Daniel Lemire has a number of libraries for C/++/Java released on code.google, I've read over some of his papers and they are quite nice, several advancements on fastbit and alternative approaches for column re-ordering with permutated grey codes's.

Almost forgot, I also came across Tokyo Cabinet, though I do not think it will be well suited for my current project, I may of considered it more if I had known about it before ;), it has a large degree of interoperability,

Tokyo Cabinet is written in the C language, and provided as API of C, Perl, Ruby, Java, and Lua.
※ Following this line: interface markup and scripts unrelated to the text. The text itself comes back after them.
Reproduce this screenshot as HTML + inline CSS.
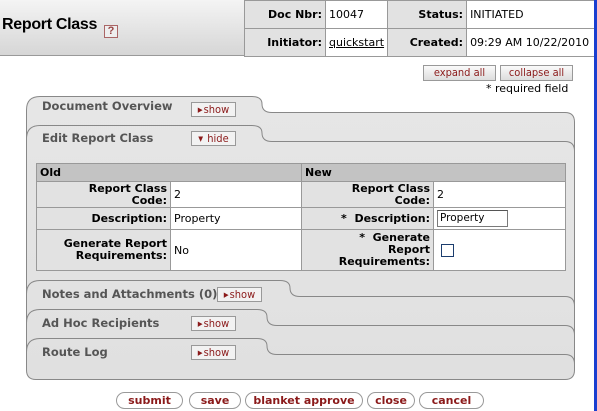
<!DOCTYPE html>
<html><head><style>
*{margin:0;padding:0;box-sizing:border-box}
body{width:597px;height:411px;background:#fff;position:relative;overflow:hidden;font-family:"DejaVu Sans",Verdana,sans-serif;font-size:11px;color:#000}
.abs{position:absolute}
#hdr{left:0;top:0;width:597px;height:56px;background:linear-gradient(#f4f4f4,#d6d6d6);border-bottom:1px solid #999}
#title{left:2px;top:16px;font-family:"Liberation Sans",Arial,sans-serif;font-weight:bold;font-size:16px;letter-spacing:-0.3px}
#help{left:104px;top:25px;width:14px;height:13px;border:1px solid #a66;background:#eee;color:#944;font:bold 11px "Liberation Sans",Arial;text-align:center;line-height:11px}
table.doc{position:absolute;left:244px;top:0;border-collapse:collapse}
table.doc td{border:1px solid #999;height:28px;padding:0 3px;font-size:11px;white-space:nowrap}
table.doc td.l{background:#e2e2e2;font-weight:bold;text-align:right}
table.doc td.v{background:#fff}
.btn{position:absolute;height:16px;border:1px solid #999;background:linear-gradient(#fafafa,#ddd);color:#8b1a1a;font:11px "DejaVu Sans Condensed","DejaVu Sans",sans-serif;text-align:center;line-height:14px}
.tbtn{position:absolute;height:15px;width:45px;border:1px solid #999;background:#f2f2f2;color:#8b1a1a;font:11px "DejaVu Sans Condensed","DejaVu Sans",sans-serif;line-height:13px;text-align:center}
.tbtn i{font-style:normal;font-size:7px;vertical-align:1px;margin-right:1px}
.tl{position:absolute;left:42px;font-weight:bold;color:#555;font-size:11.5px}
table.m{position:absolute;left:36px;top:163px;width:530px;border-collapse:collapse;background:#fff}
table.m td{border:1px solid #999;font-size:11px;padding:0 3px}
table.m td.h{background:#c3c3c3;font-weight:bold;height:18px}
table.m td.l{background:#e2e2e2;font-weight:bold;text-align:right;line-height:12px}
.ab{position:absolute;top:392px;height:17px;border:1px solid #999;border-radius:9px;background:#fff;color:#8b1a1a;font:bold 11px "DejaVu Sans",sans-serif;text-align:center;line-height:15px}
</style></head><body>
<div id="hdr" class="abs"></div>
<div id="title" class="abs">Report Class</div>
<div id="help" class="abs">?</div>
<table class="doc">
<tr><td class="l" style="width:81px">Doc Nbr:</td><td class="v" style="width:61px">10047</td><td class="l" style="width:79px">Status:</td><td class="v" style="width:128px">INITIATED</td></tr>
<tr><td class="l">Initiator:</td><td class="v"><u>quickstart</u></td><td class="l">Created:</td><td class="v">09:29 AM 10/22/2010</td></tr>
</table>
<div class="abs" style="left:594px;top:0;width:3px;height:411px;background:#1a3fd0"></div>
<div class="btn" style="left:423px;top:65px;width:73px">expand all</div>
<div class="btn" style="left:500px;top:65px;width:73px">collapse all</div>
<div class="abs" style="left:486px;top:82px;font-size:11px">* required field</div>

<svg class="abs" style="left:0;top:0" width="597" height="411">
<defs><linearGradient id="g" x1="0" y1="0" x2="0" y2="1"><stop offset="0" stop-color="#e6e6e6"/><stop offset="1" stop-color="#e0e0e0"/></linearGradient></defs>
<path d="M26.5,110 Q26.5,96.5 40,96.5 L252,96.5 Q262,96.5 262,104 Q262,112.5 272,112.5 L565,112.5 Q574.5,112.5 574.5,122 L574.5,370 Q574.5,379.5 565,379.5 L36,379.5 Q26.5,379.5 26.5,370 Z" fill="url(#g)" stroke="#888"/>
<g fill="none" stroke="#888">
<path d="M26.5,139 Q26.5,125.5 40,125.5 L252,125.5 Q262,125.5 262,133 Q262,141.5 272,141.5 L565,141.5 Q574.5,141.5 574.5,151"/>
<path d="M26.5,294 Q26.5,280.5 40,280.5 L280,280.5 Q290,280.5 290,288 Q290,296.5 300,296.5 L565,296.5 Q574.5,296.5 574.5,306"/>
<path d="M26.5,323 Q26.5,309.5 40,309.5 L257,309.5 Q267,309.5 267,317 Q267,325.5 277,325.5 L565,325.5 Q574.5,325.5 574.5,335"/>
<path d="M26.5,352 Q26.5,338.5 40,338.5 L257,338.5 Q267,338.5 267,346 Q267,354.5 277,354.5 L565,354.5 Q574.5,354.5 574.5,364"/>
</g>
</svg>

<div class="tl" style="top:99px">Document Overview</div>
<div class="tbtn" style="left:191px;top:102px"><i>&#9654;</i>show</div>
<div class="tl" style="top:131px">Edit Report Class</div>
<div class="tbtn" style="left:191px;top:131px"><i>&#9660;</i> hide</div>

<table class="m">
<tr><td class="h" colspan="2" style="width:265px">Old</td><td class="h" colspan="2">New</td></tr>
<tr style="height:26px"><td class="l" style="width:134px">Report Class<br>Code:</td><td style="width:131px">2</td><td class="l" style="width:132px">Report Class<br>Code:</td><td>2</td></tr>
<tr style="height:22px"><td class="l">Description:</td><td>Property</td><td class="l">*&nbsp; Description:</td><td><span style="display:inline-block;width:71px;height:17px;border:1px solid #7a7a7a;border-top-color:#555;font-size:10.5px;padding-left:2px;line-height:15px">Property</span></td></tr>
<tr style="height:41px"><td class="l">Generate Report<br>Requirements:</td><td>No</td><td class="l">*&nbsp; Generate<br>Report<br>Requirements:</td><td><span style="display:inline-block;width:13px;height:13px;border:1px solid #1c3d6e;margin-left:4px;vertical-align:middle"></span></td></tr>
</table>

<div class="tl" style="top:287px">Notes and Attachments (0)</div>
<div class="tbtn" style="left:217px;top:287px"><i>&#9654;</i>show</div>
<div class="tl" style="top:316px">Ad Hoc Recipients</div>
<div class="tbtn" style="left:191px;top:316px"><i>&#9654;</i>show</div>
<div class="tl" style="top:345px">Route Log</div>
<div class="tbtn" style="left:191px;top:345px"><i>&#9654;</i>show</div>

<div class="ab" style="left:116px;width:67px">submit</div>
<div class="ab" style="left:189px;width:52px">save</div>
<div class="ab" style="left:245px;width:118px">blanket approve</div>
<div class="ab" style="left:367px;width:48px">close</div>
<div class="ab" style="left:419px;width:65px">cancel</div>
</body></html>
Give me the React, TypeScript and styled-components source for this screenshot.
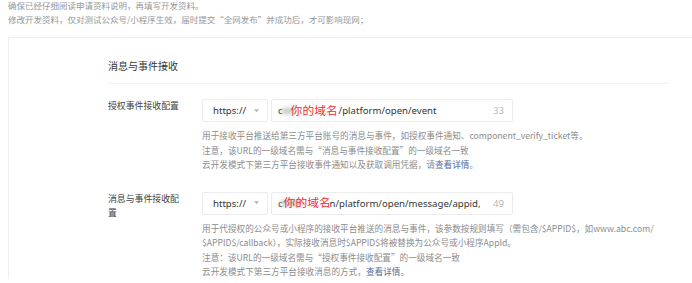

Tokyo Cabinet is available on platforms which have API conforming to C99 and POSIX.

As you referred to CDB, the TC benchmark has a TC mode (TC support's several operational constraint's for varying perf) where it surpassed CDB by 10 times for read performance and 2 times for write.

With respect to your delta encoding requirement, I am quite confident in bsdiff and it's ability to out-perform any file.exe content patching system, it may also have some fundimental interfaces for your general needs.

Google's new binary compression application, courgette may be worth checking out, in case you missed the press release, 10x smaller diff's than bsdiff in the one test case I have seen published.

其他推荐答案

What exactly are you trying to compress? If you are thinking about the total space of index, is it really worth the effort to save the space?

If so one thing you could try is to chop the space into half and store it into two tables. First stores (upper uint, start index, length, pointer to second table) and the second would store (index, lower uint).

For fast searching, indices would be implemented using something like B+ Tree.

其他推荐答案

You have two conflicting requirements:

  1. You want to compress very small items (8 bytes each).
  2. You need efficient random access for each item.

The second requirement is very likely to impose a fixed length for each item.